Many years ago I wrote a "Vikings & Dinosaurs" setting for Pyramid magazine, and I think about re-visiting it every now and then. Thanks to Infinite Worlds' banestorm McGuffin, I was able to drop some medieval Norwegians into the South Pacific of a timeline with no K-T extinction, and since it was part of the IW setting you could even have modern-day time travellers drop in and join the party.
PaulDrye
I wish I could remember who pointed it out (it was in the last year or two) where in a review of the original Little Black Books for Traveller, the reviewer noticed something about what Marc Miller had written back then. "Play" in that ur-Traveller included just rolling up characters and making subsectors for one's own entertainment, among other similar things. This was a revelation to me, as personally I don't actually play the "A bunch of players get together and send their characters on adventures" very often. I've always played through creating, but had never thought of it as the same quality of thing as the dominant paradigm.
If play can be encapsulated by something that far away from what people normally think of, it makes the idea of "one true way" that's in turn a subset of tabletop play even more ludicrous -- no pun intended.

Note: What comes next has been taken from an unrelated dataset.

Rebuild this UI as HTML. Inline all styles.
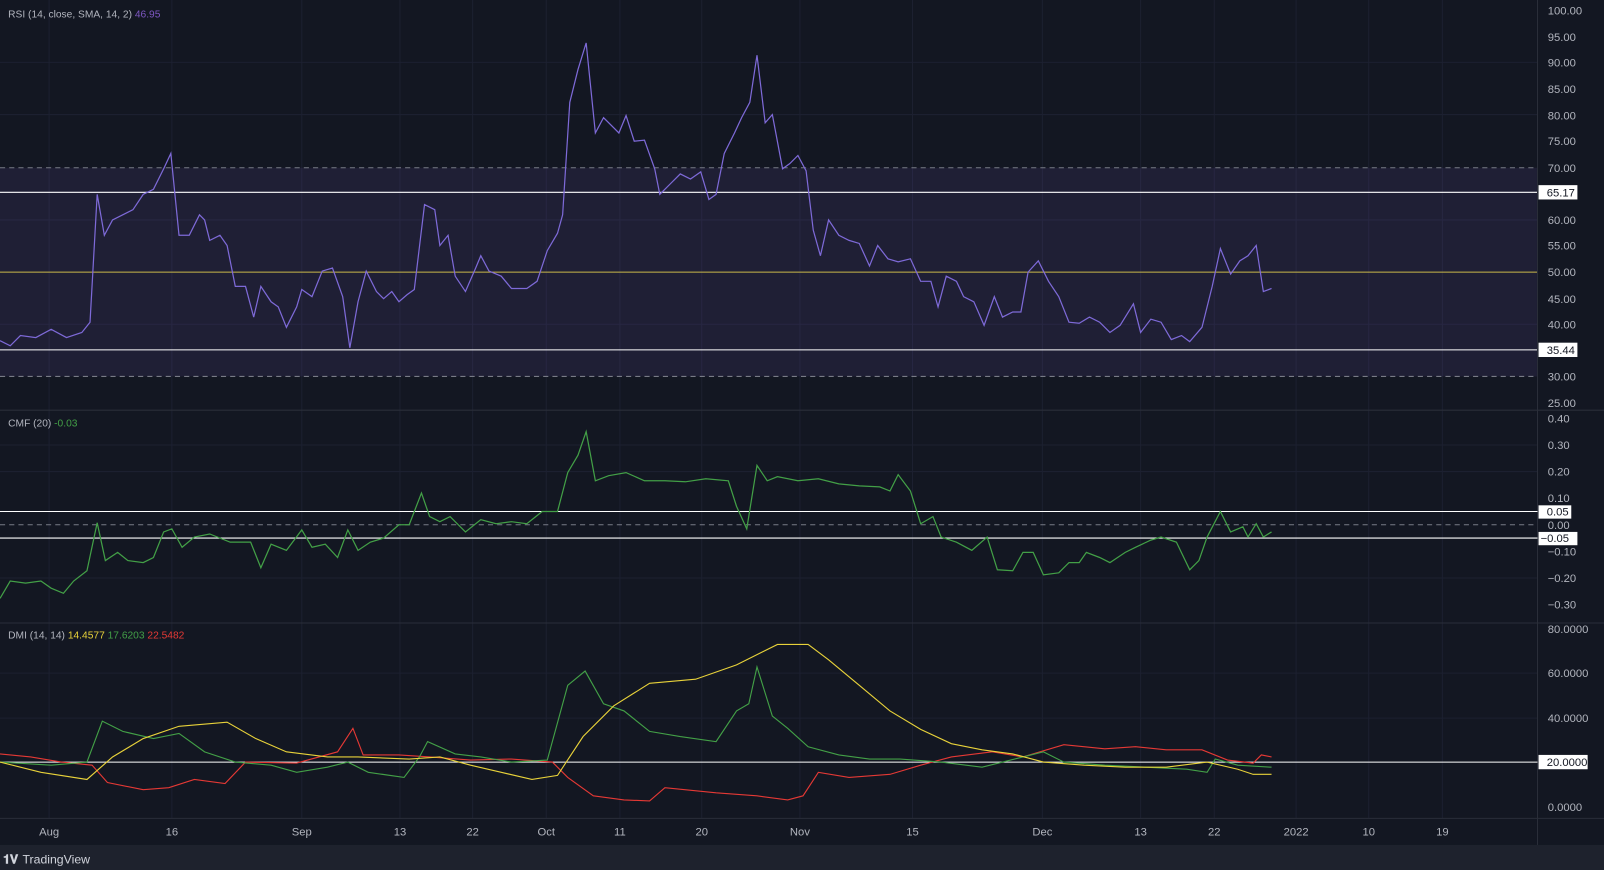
<!DOCTYPE html><html><head><style>
body{margin:0;background:#131722;width:1604px;height:870px;overflow:hidden;font-family:"Liberation Sans",sans-serif}
svg{display:block}
svg text{font-family:"Liberation Sans",sans-serif}
</style></head><body>
<svg width="1604" height="870" viewBox="0 0 1568 850.5" preserveAspectRatio="none" xmlns="http://www.w3.org/2000/svg">
<rect width="1568" height="851" fill="#131722"/>
<g stroke="#1c2030" stroke-width="1">
<line x1="48" y1="0" x2="48" y2="800"/><line x1="168" y1="0" x2="168" y2="800"/><line x1="295" y1="0" x2="295" y2="800"/><line x1="391" y1="0" x2="391" y2="800"/><line x1="462" y1="0" x2="462" y2="800"/><line x1="534" y1="0" x2="534" y2="800"/><line x1="606" y1="0" x2="606" y2="800"/><line x1="686" y1="0" x2="686" y2="800"/><line x1="782" y1="0" x2="782" y2="800"/><line x1="892" y1="0" x2="892" y2="800"/><line x1="1019" y1="0" x2="1019" y2="800"/><line x1="1115" y1="0" x2="1115" y2="800"/><line x1="1187" y1="0" x2="1187" y2="800"/><line x1="1267" y1="0" x2="1267" y2="800"/><line x1="1338" y1="0" x2="1338" y2="800"/><line x1="1410" y1="0" x2="1410" y2="800"/>
<line x1="0" y1="61" x2="1503" y2="61"/><line x1="0" y1="112" x2="1503" y2="112"/><line x1="0" y1="215" x2="1503" y2="215"/><line x1="0" y1="317" x2="1503" y2="317"/>
<line x1="0" y1="435" x2="1503" y2="435"/><line x1="0" y1="461" x2="1503" y2="461"/><line x1="0" y1="565" x2="1503" y2="565"/>
<line x1="0" y1="658" x2="1503" y2="658"/><line x1="0" y1="702" x2="1503" y2="702"/>
</g>
<rect x="0" y="164" width="1503" height="204" fill="#7e57c2" fill-opacity="0.12"/>
<line x1="0" y1="164" x2="1503" y2="164" stroke="#787b86" stroke-dasharray="5,4"/>
<line x1="0" y1="368" x2="1503" y2="368" stroke="#787b86" stroke-dasharray="5,4"/>
<line x1="0" y1="266" x2="1503" y2="266" stroke="#c9b94a"/>
<line x1="0" y1="188" x2="1503" y2="188" stroke="#fff"/>
<line x1="0" y1="342" x2="1503" y2="342" stroke="#fff"/>
<g stroke="#2a2e39"><line x1="0" y1="401" x2="1568" y2="401"/><line x1="0" y1="609" x2="1568" y2="609"/><line x1="0" y1="800" x2="1568" y2="800"/><line x1="1503" y1="0" x2="1503" y2="826"/></g>
<polyline fill="none" stroke="#7e6ad8" stroke-width="1.2" points="0,333 10,338 20,328 35,330 50,322 65,330 80,325 88,315 95,190 102,230 110,215 120,210 130,205 140,190 150,185 160,165 167,150 175,230 185,230 195,210 200,215 205,235 215,230 222,240 230,280 240,280 248,310 255,280 265,295 272,300 280,320 290,300 295,283 305,290 315,265 325,262 335,290 342,340 350,295 358,265 368,285 375,292 383,285 390,295 398,288 405,283 415,200 425,205 430,240 438,230 445,270 455,285 465,262 470,250 478,265 490,270 500,282 515,282 525,275 535,245 545,228 550,210 557,100 565,68 573,42 582,130 590,115 600,125 605,130 612,113 620,138 630,137 640,165 645,190 655,180 665,170 675,175 685,168 693,195 700,190 708,150 718,130 725,115 733,100 740,54 748,120 755,112 765,165 772,160 780,152 788,167 795,225 802,250 810,215 820,230 830,235 840,238 850,260 858,240 868,253 878,256 890,253 900,275 910,275 917,300 925,270 935,275 942,290 952,295 962,318 972,290 980,310 990,305 998,305 1005,266 1015,255 1025,275 1035,290 1045,315 1055,316 1065,310 1075,315 1085,325 1095,318 1108,297 1115,325 1125,312 1135,315 1145,332 1155,328 1163,334 1175,320 1185,280 1193,243 1203,268 1212,255 1220,250 1228,240 1235,285 1243,282"/>
<line x1="0" y1="513" x2="1503" y2="513" stroke="#787b86" stroke-dasharray="5,4"/>
<line x1="0" y1="500" x2="1503" y2="500" stroke="#fff"/>
<line x1="0" y1="526" x2="1503" y2="526" stroke="#fff"/>
<polyline fill="none" stroke="#43a047" stroke-width="1.2" points="0,585 10,568 25,570 40,568 50,575 62,580 72,568 85,558 95,511 103,548 115,540 125,548 140,550 150,545 160,520 168,517 178,535 190,525 205,522 225,530 245,530 255,555 265,532 280,538 295,518 305,535 318,532 330,545 340,518 350,538 362,530 375,526 390,513 400,513 412,482 420,505 430,510 440,505 455,520 470,508 485,512 500,510 515,512 530,500 545,500 555,462 565,445 573,422 582,470 595,465 612,462 630,470 650,470 670,471 690,468 712,470 720,495 730,517 740,455 750,470 760,466 780,470 800,468 820,473 840,475 860,476 870,480 878,464 890,480 900,512 912,505 920,525 935,530 950,538 965,525 975,557 990,558 1000,540 1010,540 1020,562 1035,560 1045,550 1055,550 1062,540 1075,545 1085,550 1100,540 1110,535 1125,528 1135,525 1150,530 1163,557 1172,548 1180,525 1193,500 1203,520 1215,515 1220,525 1228,512 1235,525 1243,520"/>
<line x1="0" y1="745" x2="1503" y2="745" stroke="#fff"/>
<polyline fill="none" stroke="#e53935" stroke-width="1.1" points="0,737 30,740 60,745 90,748 105,765 140,772 165,770 190,762 220,766 240,745 290,746 330,735 345,712 355,738 390,738 420,740 460,743 500,742 540,745 555,760 580,778 610,782 635,783 650,770 700,775 740,778 770,782 785,778 800,755 830,760 870,757 900,748 930,740 970,735 1000,740 1040,728 1080,732 1110,730 1140,733 1175,733 1200,743 1225,746 1233,738 1243,740"/>
<polyline fill="none" stroke="#43a047" stroke-width="1.1" points="0,745 50,748 85,745 100,705 120,715 150,722 175,717 200,735 230,745 265,748 290,755 320,750 340,745 360,755 395,760 410,740 418,725 445,737 470,740 500,745 535,743 555,670 572,656 590,688 610,695 635,715 665,720 700,725 720,695 732,688 740,652 755,700 770,712 790,730 820,738 850,742 880,742 920,745 960,750 1000,740 1020,735 1040,745 1080,748 1120,750 1160,752 1180,755 1188,742 1210,748 1243,750"/>
<polyline fill="none" stroke="#e8d23a" stroke-width="1.1" points="0,745 40,755 85,762 110,740 140,722 175,710 222,706 250,722 280,735 320,740 350,740 400,742 430,740 460,748 490,755 520,762 545,758 570,720 600,690 635,668 680,664 720,650 760,630 790,630 810,645 840,670 870,695 900,713 930,727 960,733 990,737 1020,745 1060,748 1100,750 1140,750 1180,745 1210,752 1225,757 1243,757"/>
<g font-size="10" fill="#b2b5be">
<text x="8" y="17">RSI (14, close, SMA, 14, 2) <tspan fill="#7e57c2">46.95</tspan></text>
<text x="8" y="417">CMF (20) <tspan fill="#43a047">-0.03</tspan></text>
<text x="8" y="624">DMI (14, 14) <tspan fill="#e8d23a">14.4577</tspan> <tspan fill="#43a047">17.6203</tspan> <tspan fill="#e53935">22.5482</tspan></text>
</g>
<g font-size="11" fill="#b2b5be">
<text x="1513" y="14">100.00</text><text x="1513" y="40">95.00</text><text x="1513" y="65">90.00</text><text x="1513" y="91">85.00</text><text x="1513" y="117">80.00</text><text x="1513" y="142">75.00</text><text x="1513" y="168">70.00</text><text x="1513" y="219">60.00</text><text x="1513" y="244">55.00</text><text x="1513" y="270">50.00</text><text x="1513" y="296">45.00</text><text x="1513" y="321">40.00</text><text x="1513" y="372">30.00</text><text x="1513" y="398">25.00</text>
<text x="1513" y="413">0.40</text><text x="1513" y="439">0.30</text><text x="1513" y="465">0.20</text><text x="1513" y="491">0.10</text><text x="1513" y="517">0.00</text><text x="1513" y="543">−0.10</text><text x="1513" y="569">−0.20</text><text x="1513" y="595">−0.30</text>
<text x="1513" y="619">80.0000</text><text x="1513" y="662">60.0000</text><text x="1513" y="706">40.0000</text><text x="1513" y="793">0.0000</text>
</g>
<g font-size="11">
<rect x="1504" y="181" width="38" height="14" fill="#fff"/><text x="1512" y="192" fill="#131722">65.17</text>
<rect x="1504" y="335" width="38" height="14" fill="#fff"/><text x="1512" y="346" fill="#131722">35.44</text>
<rect x="1504" y="494" width="32" height="13" fill="#fff"/><text x="1512" y="504" fill="#131722">0.05</text>
<rect x="1504" y="520" width="38" height="13" fill="#fff"/><text x="1506" y="530" fill="#131722">−0.05</text>
<rect x="1504" y="738" width="48" height="14" fill="#fff"/><text x="1512" y="749" fill="#131722">20.0000</text>
</g>
<g font-size="11" fill="#b2b5be" text-anchor="middle">
<text x="48" y="817">Aug</text><text x="168" y="817">16</text><text x="295" y="817">Sep</text><text x="391" y="817">13</text><text x="462" y="817">22</text><text x="534" y="817">Oct</text><text x="606" y="817">11</text><text x="686" y="817">20</text><text x="782" y="817">Nov</text><text x="892" y="817">15</text><text x="1019" y="817">Dec</text><text x="1115" y="817">13</text><text x="1187" y="817">22</text><text x="1267" y="817">2022</text><text x="1338" y="817">10</text><text x="1410" y="817">19</text>
</g>
<rect x="0" y="826" width="1568" height="25" fill="#1e222d"/>
<text x="3" y="844" font-size="12" font-weight="bold" fill="#d1d4dc">𝟏𝐕</text>
<text x="22" y="844" font-size="12" fill="#d1d4dc">TradingView</text>
</svg>
</body></html>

If I may (and if not, please delete this), I recently started blogging about the various commercial Cepheus Engine settings I'm developing as well as whatever noodling I engage in for amusement's sake. It might be useful for someone looking to publish their own stuff to see how the sausage is made!
EDIT at Yora's suggestion: The blog is called "Secondary Creations".
Murderous as the Taiping Rebellion was, it would make a great background for the Mythos!